In 2016, firms made an estimated £2.3bn in revenues from overdrafts, with around 30% coming from unarranged overdrafts.
The issues identified by the Financial Conduct Authority (FCA) are the high levels of unarranged overdraft fees compared to the amount borrowed and the fact that overdraft charges are ‘highly concentrated’. A minority of consumers (1.5%) pay the majority of fees (around £450 a year), with the distribution ‘appearing potentially harmful’.
As such, the FCA is consulting on the following reforms:
- mobile alerts warning of potential overdraft charges
- stopping the inclusion of overdrafts in the term ‘available funds’

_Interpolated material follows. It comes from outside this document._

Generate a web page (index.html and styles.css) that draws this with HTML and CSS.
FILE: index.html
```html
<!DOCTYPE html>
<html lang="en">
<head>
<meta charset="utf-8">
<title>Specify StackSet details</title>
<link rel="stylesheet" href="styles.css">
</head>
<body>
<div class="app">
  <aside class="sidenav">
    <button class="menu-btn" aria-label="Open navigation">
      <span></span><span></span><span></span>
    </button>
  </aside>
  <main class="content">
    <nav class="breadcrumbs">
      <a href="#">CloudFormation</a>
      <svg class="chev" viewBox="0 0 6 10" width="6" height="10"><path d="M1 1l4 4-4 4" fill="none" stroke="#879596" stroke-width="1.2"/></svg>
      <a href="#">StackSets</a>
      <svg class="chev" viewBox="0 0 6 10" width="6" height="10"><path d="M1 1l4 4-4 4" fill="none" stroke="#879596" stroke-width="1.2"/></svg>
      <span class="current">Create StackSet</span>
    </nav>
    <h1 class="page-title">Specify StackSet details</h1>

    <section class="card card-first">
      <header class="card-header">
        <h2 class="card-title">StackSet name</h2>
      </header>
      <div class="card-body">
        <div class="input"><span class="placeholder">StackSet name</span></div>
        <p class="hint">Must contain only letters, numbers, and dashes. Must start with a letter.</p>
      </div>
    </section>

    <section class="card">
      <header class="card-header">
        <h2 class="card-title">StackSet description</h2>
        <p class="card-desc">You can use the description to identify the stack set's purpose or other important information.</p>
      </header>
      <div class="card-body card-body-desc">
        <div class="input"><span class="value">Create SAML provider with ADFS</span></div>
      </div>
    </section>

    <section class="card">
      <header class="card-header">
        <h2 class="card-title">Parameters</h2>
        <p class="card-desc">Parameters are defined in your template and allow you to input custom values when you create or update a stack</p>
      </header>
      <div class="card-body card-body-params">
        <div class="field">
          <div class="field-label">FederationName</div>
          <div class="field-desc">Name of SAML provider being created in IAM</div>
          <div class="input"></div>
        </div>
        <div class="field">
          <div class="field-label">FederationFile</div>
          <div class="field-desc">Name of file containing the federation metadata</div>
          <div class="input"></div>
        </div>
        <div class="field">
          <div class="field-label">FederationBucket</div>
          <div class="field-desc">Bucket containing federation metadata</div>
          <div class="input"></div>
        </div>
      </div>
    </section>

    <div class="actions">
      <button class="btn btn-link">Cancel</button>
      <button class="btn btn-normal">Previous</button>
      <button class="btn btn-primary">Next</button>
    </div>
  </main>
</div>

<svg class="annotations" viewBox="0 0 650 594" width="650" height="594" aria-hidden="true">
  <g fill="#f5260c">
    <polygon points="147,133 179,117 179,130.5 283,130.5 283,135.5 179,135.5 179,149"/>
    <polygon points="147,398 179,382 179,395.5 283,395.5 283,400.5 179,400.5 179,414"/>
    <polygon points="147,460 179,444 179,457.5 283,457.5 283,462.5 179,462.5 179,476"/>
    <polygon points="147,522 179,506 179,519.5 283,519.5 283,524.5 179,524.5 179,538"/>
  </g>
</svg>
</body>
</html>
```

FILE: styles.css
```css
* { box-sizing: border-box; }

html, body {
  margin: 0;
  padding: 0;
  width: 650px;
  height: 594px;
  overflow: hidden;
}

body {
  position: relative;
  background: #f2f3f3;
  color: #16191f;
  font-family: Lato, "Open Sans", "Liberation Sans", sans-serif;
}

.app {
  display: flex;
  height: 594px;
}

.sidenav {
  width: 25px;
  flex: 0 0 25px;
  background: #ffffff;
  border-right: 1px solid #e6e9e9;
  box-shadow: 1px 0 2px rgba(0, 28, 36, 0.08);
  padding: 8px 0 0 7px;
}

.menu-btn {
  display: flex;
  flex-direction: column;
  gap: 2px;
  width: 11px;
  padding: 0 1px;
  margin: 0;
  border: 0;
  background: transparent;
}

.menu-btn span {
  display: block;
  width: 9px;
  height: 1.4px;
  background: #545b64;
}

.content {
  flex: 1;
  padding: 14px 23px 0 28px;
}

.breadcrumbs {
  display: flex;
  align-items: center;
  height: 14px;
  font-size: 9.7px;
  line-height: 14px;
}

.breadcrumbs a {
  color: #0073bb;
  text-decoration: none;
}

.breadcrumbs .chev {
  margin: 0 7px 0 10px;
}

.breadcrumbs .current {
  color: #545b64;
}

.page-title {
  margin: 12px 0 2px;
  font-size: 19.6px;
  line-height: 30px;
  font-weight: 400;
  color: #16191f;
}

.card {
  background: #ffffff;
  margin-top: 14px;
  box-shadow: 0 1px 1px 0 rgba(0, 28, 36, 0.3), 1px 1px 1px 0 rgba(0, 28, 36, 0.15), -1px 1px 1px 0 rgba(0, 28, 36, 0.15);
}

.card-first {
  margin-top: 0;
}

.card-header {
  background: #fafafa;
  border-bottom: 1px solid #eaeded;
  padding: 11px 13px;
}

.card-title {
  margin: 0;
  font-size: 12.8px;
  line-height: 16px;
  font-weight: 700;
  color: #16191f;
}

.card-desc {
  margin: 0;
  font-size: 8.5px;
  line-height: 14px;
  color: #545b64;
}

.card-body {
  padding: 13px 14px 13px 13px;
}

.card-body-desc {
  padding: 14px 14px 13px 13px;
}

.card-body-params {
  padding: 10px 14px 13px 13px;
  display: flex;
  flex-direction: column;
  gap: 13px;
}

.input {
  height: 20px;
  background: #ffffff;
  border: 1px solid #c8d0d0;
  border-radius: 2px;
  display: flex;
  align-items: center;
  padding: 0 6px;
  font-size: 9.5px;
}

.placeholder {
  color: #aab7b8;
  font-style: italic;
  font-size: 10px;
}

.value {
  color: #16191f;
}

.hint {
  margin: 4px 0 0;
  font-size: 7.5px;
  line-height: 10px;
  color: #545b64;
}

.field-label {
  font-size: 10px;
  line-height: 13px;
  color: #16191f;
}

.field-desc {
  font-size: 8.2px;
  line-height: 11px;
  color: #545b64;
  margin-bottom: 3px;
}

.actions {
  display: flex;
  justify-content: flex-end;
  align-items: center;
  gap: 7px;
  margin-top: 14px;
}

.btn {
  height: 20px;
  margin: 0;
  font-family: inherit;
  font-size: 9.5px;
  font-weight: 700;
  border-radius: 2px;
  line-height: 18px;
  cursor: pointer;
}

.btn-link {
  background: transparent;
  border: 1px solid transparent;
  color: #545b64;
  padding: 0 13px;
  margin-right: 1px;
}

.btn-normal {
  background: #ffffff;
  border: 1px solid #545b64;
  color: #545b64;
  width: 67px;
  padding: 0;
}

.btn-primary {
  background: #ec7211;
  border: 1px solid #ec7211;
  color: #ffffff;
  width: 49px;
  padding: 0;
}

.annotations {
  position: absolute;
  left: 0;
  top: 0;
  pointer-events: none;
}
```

- requiring online tools to make the cost of overdrafts clearer
- introducing online tools to assess eligibility for overdrafts
- making it clear overdrafts are credit or borrowing.

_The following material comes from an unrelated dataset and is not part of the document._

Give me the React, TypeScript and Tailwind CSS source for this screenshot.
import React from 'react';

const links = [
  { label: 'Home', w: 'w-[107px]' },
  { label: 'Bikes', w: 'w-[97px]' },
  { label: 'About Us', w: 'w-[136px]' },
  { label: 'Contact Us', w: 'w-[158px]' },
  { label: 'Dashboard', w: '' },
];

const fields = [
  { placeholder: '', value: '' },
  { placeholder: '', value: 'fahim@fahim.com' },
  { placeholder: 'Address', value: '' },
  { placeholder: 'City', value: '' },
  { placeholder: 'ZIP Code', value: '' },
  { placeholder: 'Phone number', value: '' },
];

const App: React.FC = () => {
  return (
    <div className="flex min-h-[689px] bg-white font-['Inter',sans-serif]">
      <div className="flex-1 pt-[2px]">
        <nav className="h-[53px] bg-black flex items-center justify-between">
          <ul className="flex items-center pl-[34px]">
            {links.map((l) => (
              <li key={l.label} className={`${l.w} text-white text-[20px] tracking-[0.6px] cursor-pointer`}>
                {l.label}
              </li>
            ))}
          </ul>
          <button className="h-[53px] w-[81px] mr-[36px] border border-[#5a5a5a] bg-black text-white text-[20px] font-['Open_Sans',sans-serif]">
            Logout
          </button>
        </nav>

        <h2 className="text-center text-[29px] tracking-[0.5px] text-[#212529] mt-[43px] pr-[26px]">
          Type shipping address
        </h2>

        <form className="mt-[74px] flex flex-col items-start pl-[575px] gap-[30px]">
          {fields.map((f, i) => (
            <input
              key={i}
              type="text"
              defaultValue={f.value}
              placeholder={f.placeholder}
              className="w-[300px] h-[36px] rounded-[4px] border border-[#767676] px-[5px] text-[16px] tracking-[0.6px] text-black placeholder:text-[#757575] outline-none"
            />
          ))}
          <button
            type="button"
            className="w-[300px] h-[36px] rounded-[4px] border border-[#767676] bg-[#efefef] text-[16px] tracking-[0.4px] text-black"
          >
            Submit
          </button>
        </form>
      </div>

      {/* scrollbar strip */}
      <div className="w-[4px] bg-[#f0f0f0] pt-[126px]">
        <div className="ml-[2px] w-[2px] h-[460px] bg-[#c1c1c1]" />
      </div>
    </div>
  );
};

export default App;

These proposals could save consumers £140m a year. But the regulator added it may also consider more radical options such as banning fixed fees and ending the distinctions around unarranged overdraft prices.
Rent-to-own allows consumers to buy household goods, such as washing machines and televisions, through weekly instalments.

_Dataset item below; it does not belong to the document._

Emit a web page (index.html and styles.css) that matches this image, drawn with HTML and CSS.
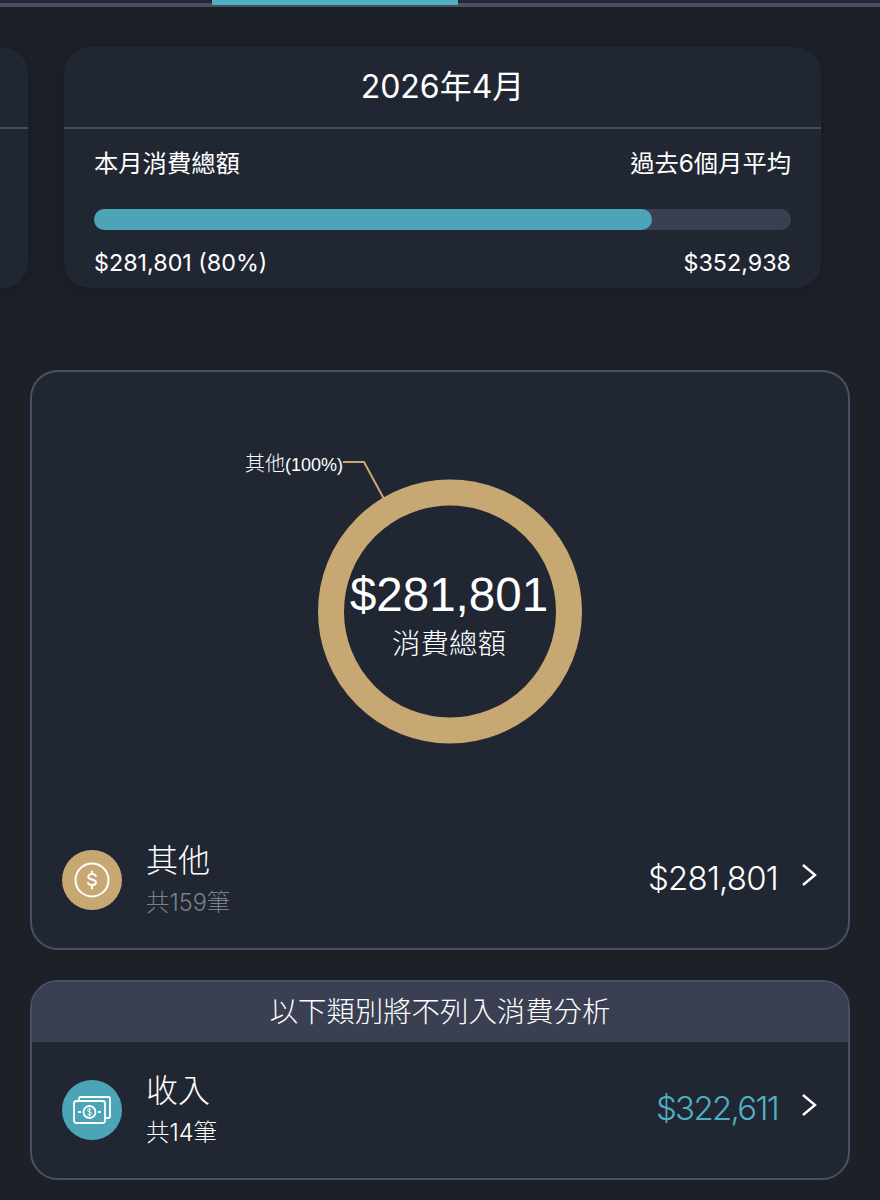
FILE: index.html
```html
<!DOCTYPE html>
<html lang="zh-Hant">
<head>
    <meta charset="UTF-8">
    <meta name="viewport" content="width=device-width, initial-scale=1.0">
    <title>消費分析</title>
    <link rel="stylesheet" href="styles.css">
</head>
<body>
    <div class="tabs">
        <div class="tab-active"></div>
    </div>

    <div class="carousel">
        <div class="month-card month-card-prev">
            <div class="month-title"></div>
        </div>
        <div class="month-card">
            <div class="month-title">2026年4月</div>
            <div class="month-body">
                <div class="month-row month-row-labels">
                    <span>本月消費總額</span>
                    <span>過去6個月平均</span>
                </div>
                <div class="progress">
                    <div class="progress-fill" style="width: 80%"></div>
                </div>
                <div class="month-row">
                    <span>$281,801 (80%)</span>
                    <span>$352,938</span>
                </div>
            </div>
        </div>
    </div>

    <div class="panel panel-chart">
        <div class="chart">
            <svg width="816" height="450" viewBox="0 0 816 450">
                <path d="M352 127 L332 90 H311" fill="none" stroke="#c7a872" stroke-width="2"/>
                <circle cx="418" cy="239.500" r="119" fill="none" stroke="#c7a872" stroke-width="26"/>
                <text class="chart-label" x="311" y="99" text-anchor="end">其他<tspan class="chart-label-pct">(100%)</tspan></text>
                <text class="chart-total" x="417" y="239" text-anchor="middle">$281,801</text>
                <text class="chart-caption" x="417" y="282" text-anchor="middle">消費總額</text>
            </svg>
        </div>
        <div class="row">
            <div class="row-icon icon-other">
                <svg width="36" height="36" viewBox="0 0 36 36">
                    <circle cx="18" cy="18" r="16.500" fill="none" stroke="#fff" stroke-width="2"/>
                    <path d="M21.800 14c-.5-1.300-1.900-2-3.800-2-2.200 0-3.700 1-3.700 2.700 0 3.800 7.600 1.900 7.600 5.700 0 1.700-1.600 2.700-3.900 2.700-2 0-3.400-.8-3.900-2.100M18 9.500v2.500M18 24v2.500" fill="none" stroke="#fff" stroke-width="2" stroke-linecap="round"/>
                </svg>
            </div>
            <div class="row-text">
                <div class="row-name">其他</div>
                <div class="row-count row-count-muted">共159筆</div>
            </div>
            <div class="row-amount">$281,801</div>
            <svg class="chevron" width="16" height="24" viewBox="0 0 16 24">
                <path d="M2 2 L14 12 L2 22" fill="none" stroke="#fff" stroke-width="2.400"/>
            </svg>
        </div>
    </div>

    <div class="panel panel-excluded">
        <div class="panel-header">以下類別將不列入消費分析</div>
        <div class="row">
            <div class="row-icon icon-income">
                <svg width="38" height="28" viewBox="0 0 38 28">
                    <path d="M6 4V2.500A1.500 1.500 0 0 1 7.500 1H35.500A1.500 1.500 0 0 1 37 2.500V20.500A1.500 1.500 0 0 1 35.500 22H32" fill="none" stroke="#fff" stroke-width="1.800"/>
                    <rect x="1" y="5" width="31" height="22" rx="2.500" fill="#4ba5b6" stroke="#fff" stroke-width="1.800"/>
                    <circle cx="16.500" cy="16" r="6" fill="none" stroke="#fff" stroke-width="1.800"/>
                    <path d="M5 16H8M25 16H28" stroke="#fff" stroke-width="1.800"/>
                    <path d="M18.500 13.800c-.4-.6-1.100-.9-2-.9-1.200 0-2 .6-2 1.500 0 2 4.100 1 4.100 3.100 0 .9-.9 1.500-2.100 1.500-1 0-1.800-.4-2.100-1.100M16.500 12v8" fill="none" stroke="#fff" stroke-width="1"/>
                </svg>
            </div>
            <div class="row-text">
                <div class="row-name">收入</div>
                <div class="row-count">共14筆</div>
            </div>
            <div class="row-amount row-amount-income">$322,611</div>
            <svg class="chevron" width="16" height="24" viewBox="0 0 16 24">
                <path d="M2 2 L14 12 L2 22" fill="none" stroke="#fff" stroke-width="2.400"/>
            </svg>
        </div>
    </div>
</body>
</html>
```

FILE: styles.css
```css
body {
    font-family: Inter, "Noto Sans CJK TC", sans-serif;
    width: 880px;
    height: 1200px;
    margin: 0;
    overflow: hidden;
    background-color: #1c2027;
    color: #fff;
}
.tabs {
    height: 3px;
    border-bottom: 4px solid #4a5064;
    background-color: #23272f;
}
.tab-active {
    width: 246px;
    height: 5px;
    margin-left: 212px;
    background-color: #4fb0c4;
}
.carousel {
    display: flex;
    gap: 36px;
    margin-top: 40px;
    padding-left: 64px;
}
.month-card {
    flex: 0 0 757px;
    height: 241px;
    border-radius: 26px;
    background-color: #212732;
    box-shadow: 0 4px 14px rgba(0, 0, 0, 0.15);
}
.month-card-prev {
    margin-left: -793px;
}
.month-title {
    height: 80px;
    border-bottom: 2px solid #454b5f;
    text-align: center;
    font-size: 32px;
    line-height: 80px;
}
.month-body {
    padding: 17px 30px 0;
}
.month-row {
    display: flex;
    justify-content: space-between;
    font-size: 23.300px;
    line-height: 34px;
}
.month-row-labels {
    font-size: 24.300px;
}
.progress {
    height: 21px;
    margin: 29px 0 16px;
    border-radius: 11px;
    background-color: #3a4052;
}
.progress-fill {
    height: 100%;
    border-radius: 11px;
    background-color: #4ba5b6;
}
.panel {
    width: 820px;
    box-sizing: border-box;
    margin-left: 30px;
    border: 2px solid #4a5166;
    border-radius: 28px;
    background-color: #212732;
    overflow: hidden;
}
.panel-chart {
    height: 580px;
    margin-top: 82px;
}
.panel-excluded {
    height: 200px;
    margin-top: 30px;
}
.chart {
    height: 450px;
}
.chart svg {
    display: block;
}
.chart-label {
    font-family: "Liberation Sans", "Noto Sans CJK TC", sans-serif;
    font-size: 20px;
    font-weight: 300;
    fill: #fff;
}
.chart-label-pct {
    font-size: 18px;
}
.chart-total {
    font-family: "Liberation Sans", sans-serif;
    font-size: 47.500px;
    fill: #fff;
}
.chart-caption {
    font-size: 28.500px;
    font-weight: 300;
    fill: #fff;
}
.panel-header {
    height: 60px;
    background-color: #3a4052;
    text-align: center;
    font-size: 28.400px;
    font-weight: 300;
    line-height: 60px;
}
.row {
    display: flex;
    align-items: center;
    height: 136px;
    padding: 0 30px;
}
.panel-chart .row {
    height: 116px;
}
.row-icon {
    display: flex;
    flex: 0 0 60px;
    align-items: center;
    justify-content: center;
    width: 60px;
    height: 60px;
    border-radius: 50%;
}
.icon-other {
    background-color: #c7a872;
}
.icon-income {
    background-color: #4ba5b6;
}
.row-text {
    display: flex;
    flex: 1;
    flex-direction: column;
    gap: 4px;
    margin-left: 24px;
}
.row-name {
    font-size: 32px;
    font-weight: 300;
    line-height: 42px;
}
.row-count {
    font-size: 23.500px;
    font-weight: 300;
    line-height: 34px;
}
.row-count-muted {
    color: #7c7f87;
}
.row-amount {
    margin-top: -4px;
    font-size: 33px;
    font-weight: 300;
    letter-spacing: -0.800px;
}
.row-amount-income {
    color: #4fb0c4;
    letter-spacing: -1.700px;
}
.chevron {
    margin: -10px 1px 0 23px;
}
```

The FCA said the costs for the 400,000 customers can be high and in some cases, exceptionally high as it saw one case where a consumer paid over £1,500 for an electric cooker which could have been bought for less than £300.
As such, it is considering a cap on rent-to-own prices, similar to the cap introduced in the payday loan market. Further, it’s also consulting on whether to ban the sale of extended warranties at the point of sale, helping to save consumers nearly £8m a year.
Home collected credit, catalogue credit and store cards
The FCA is looking to raise the standards in disclosure and sales practices to prevent home-collected credit firms (doorstep lenders) from offering new loans or refinancing during home visits without the customers specifically requesting this.
It added that these measures are estimated to save consumers up to £34m a year.
Turning to catalogue credit and store cards, the FCA found consumers aren’t always aware that interest is charged from the date of purchase and they’re not given sufficient choice and control over credit limit increases.
As such, it wants to see these firms provide clearer explanations of the impact of costs, more information on when customers can be offered credit limit increases and when they can decline such offers, as well as offer additional help to those in persistent debt. These changes are estimated they will save consumers up to £27.5m a year.
Joanna Elson OBE, chief executive of the Money Advice Trust, said the FCA’s decision to introduce a cap in the rent-to-own market is welcome – and could make a significant difference to thousands of people.
“The regulator should keep the impact of its new measures in other sectors, such as doorstep lending, under review – and be prepared to reconsider the case for further cost caps.
“Similarly, while new measures on unarranged overdrafts may go some way in addressing the problems we help people with at National Debtline – the FCA should still be prepared to intervene with its ‘backstop price cap’ if consumer detriment persists in this area. It is important that this option remains firmly on the table.”